With the stroke of his veto pen Gov. Andy Beshear has wandered into a hot-button social issue important to conservative voters, and some in his liberal base.
On Wednesday, Beshear, D-Kentucky, vetoed Senate Bill 83 the “Save Women’s Sports Act” which directs the Kentucky High School Athletic Association Board of Control to pass and enact regulations banning those identified as males on their birth certificates from participating in female sports teams.
The veto drew a swift rebuke from several potential Republican candidates for governor next year. The likely candidates are tuned in to the GOP electorate who are currently primarily motivated by social issues.
Term-limited Republican Agriculture Commissioner Ryan Quarles’ office issued a statement decrying the vetoed bill, which has nothing to do with agriculture.
“Governor Andrew Beshear’s veto of a bipartisan bill disrupts athletic competition and opens the door for boys to play in girls’ sports,” Quarles said in a statement. “Decades of hard work to achieve equality in girls’ sports is now at risk due to Governor Beshear’s extreme view that erases all of the achievements female athletes have earned.”
Quarles was not the only one frustrated with the veto, former UN Ambassador, and potential gubernatorial candidate Kelly Craft took to her social media feed to call out Beshear for the veto. Craft, who often has one foot in national and international politics and Kentucky issues, nationalized the veto in her post.
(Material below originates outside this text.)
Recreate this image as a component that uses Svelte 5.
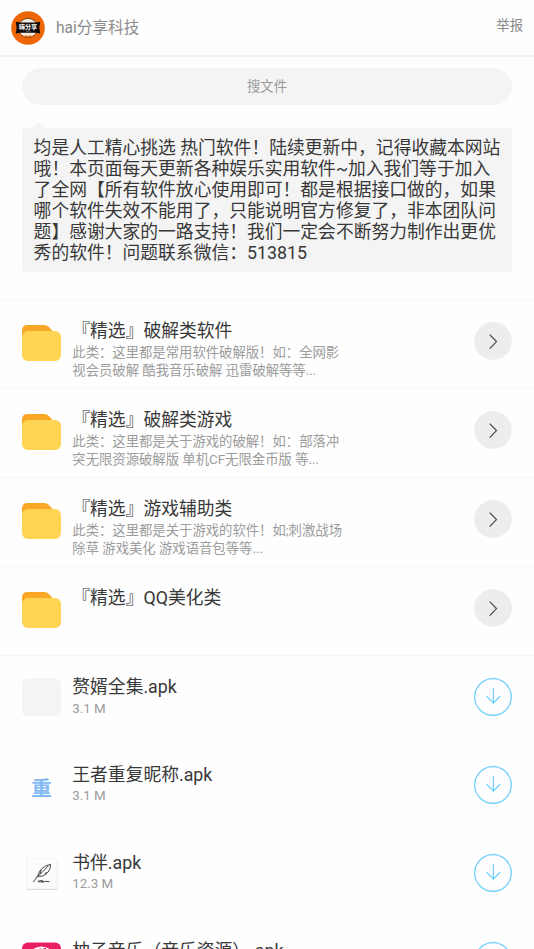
<script>
  const notice = [
    '均是人工精心挑选 热门软件！陆续更新中，记得收藏本网站',
    '哦！本页面每天更新各种娱乐实用软件~加入我们等于加入',
    '了全网【所有软件放心使用即可！都是根据接口做的，如果',
    '哪个软件失效不能用了，只能说明官方修复了，非本团队问',
    '题】感谢大家的一路支持！我们一定会不断努力制作出更优',
    '秀的软件！问题联系微信：513815'
  ];
  const folders = [
    { name: '『精选』破解类软件', desc: ['此类：这里都是常用软件破解版！如：全网影', '视会员破解 酷我音乐破解 迅雷破解等等...'] },
    { name: '『精选』破解类游戏', desc: ['此类：这里都是关于游戏的破解！如：部落冲', '突无限资源破解版 单机CF无限金币版 等...'] },
    { name: '『精选』游戏辅助类', desc: ['此类：这里都是关于游戏的软件！如;刺激战场', '除草 游戏美化 游戏语音包等等...'] },
    { name: '『精选』QQ美化类', desc: [] }
  ];
  const files = [
    { name: '赘婿全集.apk', size: '3.1 M', icon: 'blank' },
    { name: '王者重复昵称.apk', size: '3.1 M', icon: 'repeat' },
    { name: '书伴.apk', size: '12.3 M', icon: 'quill' },
    { name: '柚子音乐（音乐资源）.apk', size: '', icon: 'music' }
  ];
</script>

<div class="page">
  <header>
    <svg class="avatar" width="34" height="34" viewBox="0 0 34 34">
      <circle cx="17" cy="17" r="16.8" fill="#ee6706" />
      <circle cx="17" cy="17" r="9.6" fill="#f7efe4" stroke="#5b3210" stroke-width="0.8" />
      <path d="M12 25.2l3-.9 2 1 2-1 3 .9-5 1.2z" fill="#ee6706" />
      <path d="M4.800 10.800l4 .7h16.400l4-.7-.9 5.900.9 5.800-4-.7H8.800l-4 .7.9-5.800z" fill="#0c0907" />
      <text x="17" y="18" text-anchor="middle" class="badge">嗨分享</text>
      <path d="M15 20.2h4.5" stroke="#b5b0aa" stroke-width="0.6" />
    </svg>
    <span class="title">hai分享科技</span>
    <span class="report">举报</span>
  </header>

  <div class="search">搜文件</div>

  <section class="notice">
    {#each notice as line}<p>{line}</p>{/each}
  </section>

  {#each folders as f}
    <article class="row folder">
      <svg class="icon" width="39" height="39" viewBox="0 0 39 39">
        <path d="M0 14V6.500Q0 1 5.500 1H22.500Q25 1 26.600 2.700L32 8.500V14z" fill="#f9a825" />
        <rect y="7" width="39" height="30" rx="6" fill="#ffd454" />
      </svg>
      <div class="info">
        <div class="name">{f.name}</div>
        {#each f.desc as d}<div class="desc">{d}</div>{/each}
      </div>
      <svg class="action" width="38" height="38" viewBox="0 0 38 38">
        <circle cx="19" cy="19" r="18.900" fill="#ededed" />
        <path d="M15.700 12.600L22.500 19.600L15.700 26.600" fill="none" stroke="#444" stroke-width="1.200" />
      </svg>
    </article>
  {/each}

  <div class="files">
    {#each files as f}
      <article class="row file">
        <svg class="icon" width="39" height="39" viewBox="0 0 39 39">
          {#if f.icon === 'blank'}
            <rect y="0.500" width="39" height="38" rx="6" fill="#f4f4f4" />
          {:else if f.icon === 'repeat'}
            <text x="19.600" y="30.300" text-anchor="middle" class="glyph">重</text>
          {:else if f.icon === 'quill'}
            <rect x="4" y="4.800" width="31.400" height="31" rx="2" fill="#ccc" />
            <rect x="4.200" y="4" width="31" height="31" rx="1.800" fill="#fbfbfb" stroke="#eee" stroke-width="0.500" />
            <g fill="none" stroke="#333" stroke-width="0.900" stroke-linecap="round" transform="translate(0 -1.200)">
              <path d="M11.500 29L16 22.500Q18 14 28.500 11.500Q29 16 26 19.500L23 20.500L24.500 21Q20.500 24.500 16 23.500" />
              <path d="M15 24.500L26 13.500M18 21l1-3.500" />
              <path d="M16 28.500Q23 26.500 20 29.300Q23 28 27 28.800M17 29h4" />
            </g>
          {:else}
            <rect y="0.500" width="39" height="38" rx="6" fill="#e91e63" />
            <circle cx="19.500" cy="19" r="14.500" fill="#fff" />
            <path d="M15 9Q19 6 20 8L24 6.500M14 12l5-3 6 3" fill="none" stroke="#e91e63" stroke-width="1.600" />
          {/if}
        </svg>
        <div class="info">
          <div class="name">{f.name}</div>
          <div class="desc">{f.size}</div>
        </div>
        <svg class="action" width="38" height="38" viewBox="0 0 38 38">
          <circle cx="19" cy="19" r="18.300" fill="none" stroke="#72cffb" stroke-width="1.250" />
          <path d="M19.400 10.200V25.300M12.700 18.300L19.400 25.200L26.100 18.300" fill="none" stroke="#72cffb" stroke-width="1.250" />
        </svg>
      </article>
    {/each}
  </div>
</div>

<style>
  .page {
    width: 534px;
    height: 949px;
    overflow: hidden;
    background: #fefefe;
    color: #383838;
    font-family: Roboto, 'Noto Sans CJK SC', sans-serif;
    text-spacing-trim: space-all;
    white-space: nowrap;
  }
  header {
    display: flex;
    align-items: center;
    box-sizing: border-box;
    height: 57px;
    padding: 0 11px;
    border-bottom: 2px solid #f0f0f0;
  }
  .title {
    margin-left: 11px;
    font-size: 15.6px;
    line-height: 20px;
    color: #8c8c8c;
  }
  .report {
    margin-left: auto;
    font-size: 13.35px;
    line-height: 18px;
    padding-bottom: 4px;
    color: #888;
  }
  .badge {
    font-size: 6.2px;
    font-weight: 700;
    fill: #fff;
  }
  .search {
    margin: 11px 22px 0;
    height: 37px;
    border-radius: 19px;
    background: #f4f4f4;
    color: #999;
    font-size: 13.35px;
    line-height: 37px;
    text-align: center;
  }
  .notice {
    position: relative;
    box-sizing: border-box;
    margin: 23px 22px 27px;
    height: 144px;
    padding: 9px 11.6px;
    border-radius: 4px;
    background: #f4f4f4;
    font-size: 17.8px;
    line-height: 21.1px;
  }
  .notice::before {
    content: '';
    position: absolute;
    left: 10px;
    top: -6px;
    border: 7px solid transparent;
    border-top: 0;
    border-bottom: 6px solid #f4f4f4;
  }
  .notice p {
    margin: 0;
  }
  .row {
    display: flex;
    box-sizing: border-box;
    padding: 0 22px;
  }
  .folder {
    height: 89px;
    padding-top: 20px;
    border-top: 1px solid #f5f5f5;
  }
  .files {
    border-top: 1px solid #f5f5f5;
    padding-top: 20px;
  }
  .file {
    height: 87.9px;
  }
  .icon {
    flex: none;
    margin-top: 2px;
  }
  .folder .icon {
    margin-top: 4px;
  }
  .info {
    flex: 1;
    margin-left: 11.3px;
  }
  .name {
    font-size: 17.8px;
    line-height: 22px;
  }
  .folder .name {
    margin-bottom: 2px;
  }
  .desc {
    font-size: 13.35px;
    line-height: 17.8px;
    color: #9c9c9c;
  }
  .file .desc {
    margin-top: 1.6px;
  }
  .action {
    flex: none;
    margin-top: 2px;
  }
  .glyph {
    font-size: 20.5px;
    font-weight: 700;
    fill: #82b9f2;
  }
</style>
“We need a governor who realizes that it’s patently unfair to let biological males compete against #Kentucky’s next generation of female stars. Beshear is no different than Biden and the rest,” she wrote.
State Sen. Max Wise, R-Campbellsville, is also contemplating a run, and he too found Beshear’s veto frustrating.
“The woke movement is alive & well in the KY Governor’s mansion after today’s vetoes of SB83 & SB1,” Wise wrote on Twitter. “A Governor who thinks that decades of females fighting for sports equality & replaced by transgender competition is not tuned into the people of the Commonwealth.”
The statements show potential GOP primary candidates are on the same page as they head into the one-year mark from the 2023 race. What will likely surface, if they all enter the race with the same views is a personality contest between the candidates.